Si on parle de patient ou d’analysant, c’est justement pour éviter la connotation organiciste – un corps réduit aux seules fonctions des organes qui le composent –  et médicale stricto sensu même si parfois le corps soutient le symptôme par une somatisation.

Comment s’y retrouver dans les différentes approches proposées ? Contrairement aux autres psychothérapies, notamment cognitivo-comportementales, la demande formulée par le patient n’entraîne pas une « focalisation » du traitement sur une question précise. Elle l’engage plutôt dans un cheminement au gré de son inconscient. Un ballottement comme celui qui chahute un modeste « pointu » de pêcheur dans une Méditerranée déchaînée. Aucun schéma préalable ne doit venir enserrer la dynamique analytique. Cette neutralité de l’analyse compensée par celle, « bienveillante », de l’analyste, ne correspond pas seulement aux nécessités de la technique. Il existe entre psychanalyse et psychothérapie un fossé d’ordre éthique. L’intervention du psychothérapeute destinée à agir activement sur la manifestation extérieure du symptôme du patient et pas toujours sur sa cause profonde, vise à le réintégrer au mieux de ce que le praticien croit ou devine être les intérêts de ce dernier dans un monde politique et social donné. Elle a certes sa valeur. Mais elle comporte le risque d’enkyster le symptôme. Et d’apporter une caution aux buts poursuivis par la société dans lequel ce symptôme s’origine. A travers son attachement primordial à la séance, le psychanalyste limite – soyons modeste – les risques de toute interférence sur la liberté d’advenir du sujet. Cette exigence du travail de l’analyste accroît d’autant la possibilité de susciter de légitimes questionnements sur les fondements politiques d’une société et de nourrir les dynamiques à même d’en favoriser les nécessaires évolutions. Ce n’est pas sans raison que les dictatures, idéologiques ou religieuses, rejettent a priori l’exercice de la psychanalyse sur leur territoire.
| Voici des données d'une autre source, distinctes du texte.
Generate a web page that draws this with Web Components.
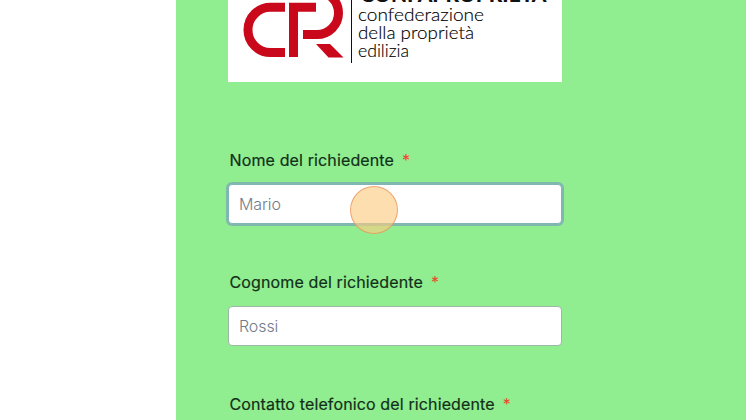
<!DOCTYPE html>
<html lang="it"><head><meta charset="utf-8"><title>Modulo</title>
<style>html,body{margin:0;height:100%;overflow:hidden;background:#fff}</style></head>
<body>
<request-form>
<brand-logo></brand-logo>
<form-field label="Nome del richiedente" hint="Mario" active></form-field>
<form-field label="Cognome del richiedente" hint="Rossi"></form-field>
<form-field label="Contatto telefonico del richiedente" hint=""></form-field>
<click-marker></click-marker>
</request-form>
<script>
class RequestForm extends HTMLElement{
 constructor(){super();this.attachShadow({mode:'open'}).innerHTML=`<style>
 :host{display:block;position:relative;box-sizing:border-box;height:420px;margin-left:176px;padding:0 184px 0 52px;background:#90ee90;overflow:hidden;font-family:Inter,"Liberation Sans",sans-serif}
 </style><slot></slot>`}
}
class BrandLogo extends HTMLElement{
 constructor(){super();this.attachShadow({mode:'open'}).innerHTML=`<style>
 :host{display:block;width:334px;height:82px;margin-bottom:67px;background:#fff}
 svg{display:block}
 .light{font-family:Lato,sans-serif;font-weight:300;font-size:17.5px;fill:#000;stroke:#000;stroke-width:.15px}
 .bold{font-family:Lato,sans-serif;font-weight:900;font-size:20px;fill:#111}
 </style><svg width="334" height="82" viewBox="228 0 334 82">
 <g fill="none" stroke="#c9081b" stroke-width="9">
 <path d="M285 7.3H270.500A22.500 22.500 0 0 0 248 30A22.500 22.500 0 0 0 270.500 52.500H285"/>
 <path d="M293.500 57V7.300H316"/>
 <path d="M303 34.500H317A21.500 21.500 0 0 0 338.500 13A21.500 21.500 0 0 0 317 -8.500"/>
 </g><path d="M316 44H330L343.500 57.500H328.500Z" fill="#c9081b"/>
 <path d="M351.500 0V63" stroke="#111" stroke-width="1"/>
 <text class="bold" x="360.500" y="2" textLength="186" lengthAdjust="spacingAndGlyphs">CONFAPROPRIETA</text>
 <text class="light" x="358" y="21" textLength="126" lengthAdjust="spacingAndGlyphs">confederazione</text>
 <text class="light" x="358" y="39" textLength="116" lengthAdjust="spacingAndGlyphs">della proprietà</text>
 <text class="light" x="358" y="57" textLength="51" lengthAdjust="spacingAndGlyphs">edilizia</text>
 </svg>`}
}
class FormField extends HTMLElement{
 constructor(){super();this.attachShadow({mode:'open'}).innerHTML=`<style>
 :host{display:block;width:334px;height:122px}
 .label{display:flex;gap:8px;height:22px;margin:0 0 13px 1.500px;font-size:16px;line-height:22px;font-weight:400;color:#123018;-webkit-text-stroke:.2px currentColor;white-space:nowrap;letter-spacing:.13px}
 .star{color:#f0432c;-webkit-text-stroke:0}
 .box{box-sizing:border-box;height:40px;border:1px solid #9bb8a5;border-radius:4px;background:#fff;padding:0 10px;line-height:38px;font-size:16px;font-weight:300;letter-spacing:-.1px;color:#737b8a}
 :host([active]) .box{border-color:#7fb5b8;box-shadow:0 0 0 2px #7fb9ad}
 </style><div class="label"><span></span><span class="star">*</span></div><div class="box"></div>`}
 connectedCallback(){
 this.shadowRoot.querySelector('.label span').textContent=this.getAttribute('label');
 this.shadowRoot.querySelector('.box').textContent=this.getAttribute('hint');}
}
class ClickMarker extends HTMLElement{
 constructor(){super();this.attachShadow({mode:'open'}).innerHTML=`<style>
 :host{position:absolute;box-sizing:border-box;left:174px;top:186px;width:48px;height:48px;border:1.500px solid rgba(235,140,85,.7);border-radius:50%;background:rgba(250,203,130,.64)}
 </style>`}
}
customElements.define('request-form',RequestForm);
customElements.define('brand-logo',BrandLogo);
customElements.define('form-field',FormField);
customElements.define('click-marker',ClickMarker);
</script></body></html>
Parmi les éléments qui ont connu des évolutions significatives depuis un siècle, figurent la question de la durée et celle des prix.  Aujourd’hui les nouvelles écoles psychanalytiques pratiquent volontiers des « tranches » modulables de deux à trois ans. Elles n’hésitent pas à conseiller à leur patient de changer d’analyste au bout d’une certaine période, histoire de les inviter à éclairer différemment leur psyché. Reste l’épineuse question des prix. Le montant d’une séance doit conjoindre deux exigences : ne pas ruiner le patient mais le contraindre dans son budget à tenir compte de la charge hebdomadaire des séances. Quoiqu’il en soit, tout travail analytique engagé sérieusement un jour ou l’autre, se poursuit pendant de nombreuses années, avec ou sans l’analyste. Et ce serait comme le suggère Flaubert par ailleurs, une « ineptie » de vouloir en prendre tout ou partie pour une « conclusion ».